Posts Tagged ‘ 2010 ISSCC ’ – Closer look inside AMD’s Llano APU at ISSCC – Closer look inside AMD’s Llano APU at ISSCC.

OTTAWA — Monday afternoon at ISSCC in San Francisco, AMD disclosed technical details of its accelerated processing unit (APU) known as Llano for the first time. AMD provided me with a telephone briefing of their Llano disclosure at ISSCC (Paper 5.6 An x86-64 Core Implemented in 32nm SOI CMOS). My briefing was delivered by AMD Senior Fellow Sam Naffziger who leads processor design.

Naffziger co-authored the AMD paper that highlights the X86 side of the design although there is speculation that much of the challenge of the APU lies in the monolithic fusion of CPU and GPU on silicon.

The AMD PR team told me that the decision to present the X86 design first is not a reflection of the relative difficulty of one over the other. However, they did admit that ntegrating the APU on the same silicon as the CPU required some interesting design elements that they will keep close to the vest for now.

Obviously, I can’t comment on that, but I have to agree with the marketing folks that so much has been said about GPU integration in the last few years that there was a clear need to keep the X86 core design from getting swamped in the news.

AMD believes it takes more than just scaling up the number of cores to improve performance. In fact, they think that approach will soon reach a limit.

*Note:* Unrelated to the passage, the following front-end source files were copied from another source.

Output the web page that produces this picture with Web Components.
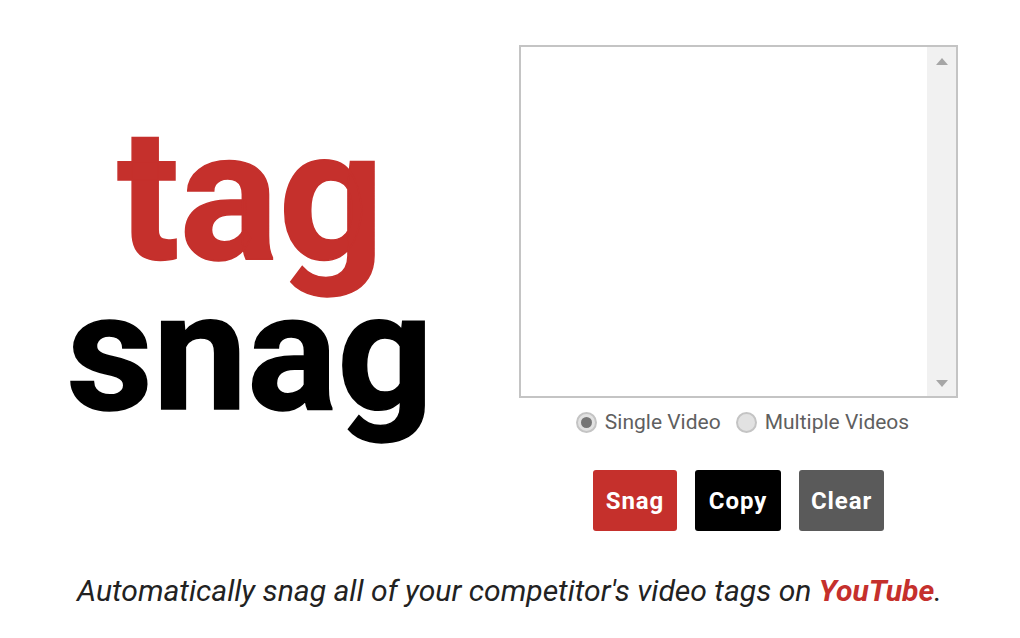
<!DOCTYPE html>
<html>
<head>
<meta charset="utf-8">
<title>Tag Snag</title>
<style>
    html, body { margin: 0; background: #fff; }
    body { font-family: Roboto, sans-serif; }
</style>
</head>
<body>
<snag-page>
    <snag-logo slot="logo"></snag-logo>
    <snag-form slot="form"></snag-form>
    <snag-caption slot="caption">Automatically snag all of your competitor's video tags on <b>YouTube</b>.</snag-caption>
</snag-page>

<script>
class SnagPage extends HTMLElement {
    connectedCallback() {
        if (this.shadowRoot) return;
        this.attachShadow({ mode: 'open' }).innerHTML = `
            <style>
                :host { display: block; width: 1020px; height: 638px; overflow: hidden; }
                .top { display: flex; padding: 45px 62px 0 60px; }
                .left { flex: 0 0 380px; }
                .right { flex: 0 0 439px; margin-left: 79px; }
            </style>
            <div class="top">
                <div class="left"><slot name="logo"></slot></div>
                <div class="right"><slot name="form"></slot></div>
            </div>
            <slot name="caption"></slot>
        `;
    }
}

class SnagLogo extends HTMLElement {
    connectedCallback() {
        if (this.shadowRoot) return;
        this.attachShadow({ mode: 'open' }).innerHTML = `
            <style>
                :host { display: block; padding-top: 76px; text-align: center; font-weight: 700; font-family: Roboto, sans-serif; -webkit-text-stroke: 1.5px currentColor; }
                div { line-height: 150px; }
                .tag { height: 157px; color: #c5302c; font-size: 184px; transform: scaleX(1.005); padding-left: 1px; }
                .snag { height: 150px; color: #000; font-size: 165px; transform: scaleX(1.02); }
            </style>
            <div class="tag">tag</div>
            <div class="snag">snag</div>
        `;
    }
}

class SnagTextbox extends HTMLElement {
    connectedCallback() {
        if (this.shadowRoot) return;
        this.attachShadow({ mode: 'open' }).innerHTML = `
            <style>
                :host { display: flex; justify-content: flex-end; box-sizing: border-box; height: 353px; border: 2px solid #c4c4c4; background: #fff; }
                .bar { width: 29px; background: #f1f1f1; display: flex; flex-direction: column; justify-content: space-between; align-items: center; padding: 11px 0 9px; }
                .up, .down { width: 0; height: 0; border-left: 6px solid transparent; border-right: 6px solid transparent; }
                .up { border-bottom: 7px solid #a6a6a6; }
                .down { border-top: 7px solid #a6a6a6; }
            </style>
            <div class="bar"><span class="up"></span><span class="down"></span></div>
        `;
    }
}

class SnagRadio extends HTMLElement {
    connectedCallback() {
        if (this.shadowRoot) return;
        this.attachShadow({ mode: 'open' }).innerHTML = `
            <style>
                :host { display: inline-flex; align-items: center; gap: 8px; font: 400 21px/26px Roboto, sans-serif; color: #5f5f5f; }
                .dot { box-sizing: border-box; width: 21px; height: 21px; border-radius: 50%; border: 2px solid #c4c4c4; background: #e2e2e2; display: flex; align-items: center; justify-content: center; }
                .dot i { width: 11px; height: 11px; border-radius: 50%; background: #767676; display: none; }
                :host([checked]) .dot i { display: block; }
            </style>
            <span class="dot"><i></i></span><slot></slot>
        `;
    }
}

class SnagButton extends HTMLElement {
    connectedCallback() {
        if (this.shadowRoot) return;
        this.attachShadow({ mode: 'open' }).innerHTML = `
            <style>
                :host { display: flex; align-items: center; justify-content: center; box-sizing: border-box; height: 61px; border-radius: 3px; font: 700 24px Roboto, sans-serif; letter-spacing: .9px; color: #fff; background: var(--bg, #555); }
            </style>
            <slot></slot>
        `;
    }
}

class SnagForm extends HTMLElement {
    connectedCallback() {
        if (this.shadowRoot) return;
        this.attachShadow({ mode: 'open' }).innerHTML = `
            <style>
                :host { display: block; }
                .radios { display: flex; justify-content: center; gap: 15px; margin-top: 11px; padding-left: 8px; }
                .buttons { display: flex; justify-content: center; gap: 18px; margin-top: 35px; }
                .snag { width: 84px; --bg: #c5302c; }
                .copy { width: 86px; --bg: #000; }
                .clear { width: 85px; --bg: #5a5a5a; }
            </style>
            <snag-textbox></snag-textbox>
            <div class="radios">
                <snag-radio checked>Single Video</snag-radio>
                <snag-radio>Multiple Videos</snag-radio>
            </div>
            <div class="buttons">
                <snag-button class="snag">Snag</snag-button>
                <snag-button class="copy">Copy</snag-button>
                <snag-button class="clear">Clear</snag-button>
            </div>
        `;
    }
}

class SnagCaption extends HTMLElement {
    connectedCallback() {
        if (this.shadowRoot) return;
        this.attachShadow({ mode: 'open' }).innerHTML = `
            <style>
                :host { display: block; margin-top: 43px; padding-right: 1px; text-align: center; font: italic 400 30.1px/34px Roboto, sans-serif; color: #222; }
                ::slotted(b) { color: #c5302c; font-weight: 700; }
            </style>
            <slot></slot>
        `;
    }
}

customElements.define('snag-page', SnagPage);
customElements.define('snag-logo', SnagLogo);
customElements.define('snag-textbox', SnagTextbox);
customElements.define('snag-radio', SnagRadio);
customElements.define('snag-button', SnagButton);
customElements.define('snag-form', SnagForm);
customElements.define('snag-caption', SnagCaption);
</script>
</body>
</html>
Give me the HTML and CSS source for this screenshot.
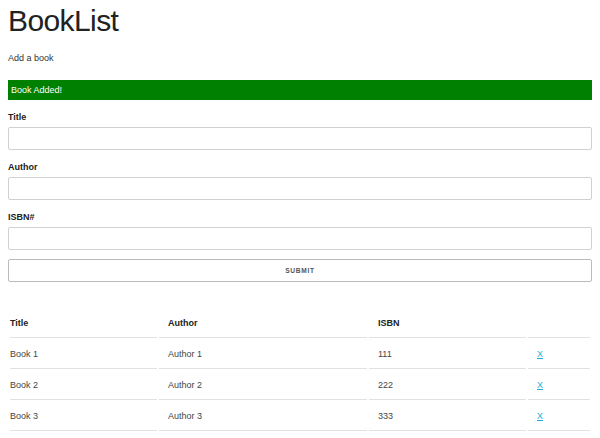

In AMD’s assessment, we are in the mature stage of multi-core design, but poised to begin the new era of “heterogeneous systems” offering “abundant data parallelism” and “power efficient GPUs.”

To summarize the Llano APU, it will contain four X86 cores each with over 35 million transistors occupying just shy of 10mm2. All four cores get their own megabyte of L2 cache SRAM (which adds to the quoted total transistor count and silicon associated with each). AMD targets operation above 3GHz and supply voltages of 0.8 to 1.3 V.

Although AMD’s ISSCC presentation today is not about the new Bulldozer or Bobcat architecture planned for next year, the Llano design offers some cool features.

AMD uses a legacy architecture for the device to lessen the risk of the transition to the 32nm process node. But ISSCC is about circuits, and that’s what AMD will present. Naffziger and the rest of the design team have wrapped a number of power reduction elements around their existing X86 core design.

Drawing on a solid history of energy efficient CPUs, AMD’s processor group presents three power management innovations in its talk this afternoon.

1. Core power gating

Gives Llano an envelope of 2.5 to 25W depending on the performance demand. Each core can be independently and completely disconnected from the power supply.

2. Digital on-die temperature measurements

On die temperature measurements are not new, but AMD’s digital approach claims to improve accuracy and repeatability of the die temperature map.

3. Power aware clock grid design

Taking a close look at the clock grid saved a lot of potentially wasted watts. This thorough approach to not just achieving clock specs across the die but also trying to improve the clock efficiency actually reduced the metal capacitance in the grid by more than 80% and reduced the number of final clock buffers by better than half.

The before and after pictures of the clock metal grid in the AMD presentation are quite striking. And they should be. There are big power-performance benefits of the new clock design if you consider that up to 30% of total processor power consumption can be consumed by the clock tree.

While many will argue how competitive AMD currently is, it’s probably no surprise that just participating in the microprocessor business demands staying on the leading edge. But I thought it was still interesting that AMD was able to include three hot topics in their X86 paper even though their core architecture is not new.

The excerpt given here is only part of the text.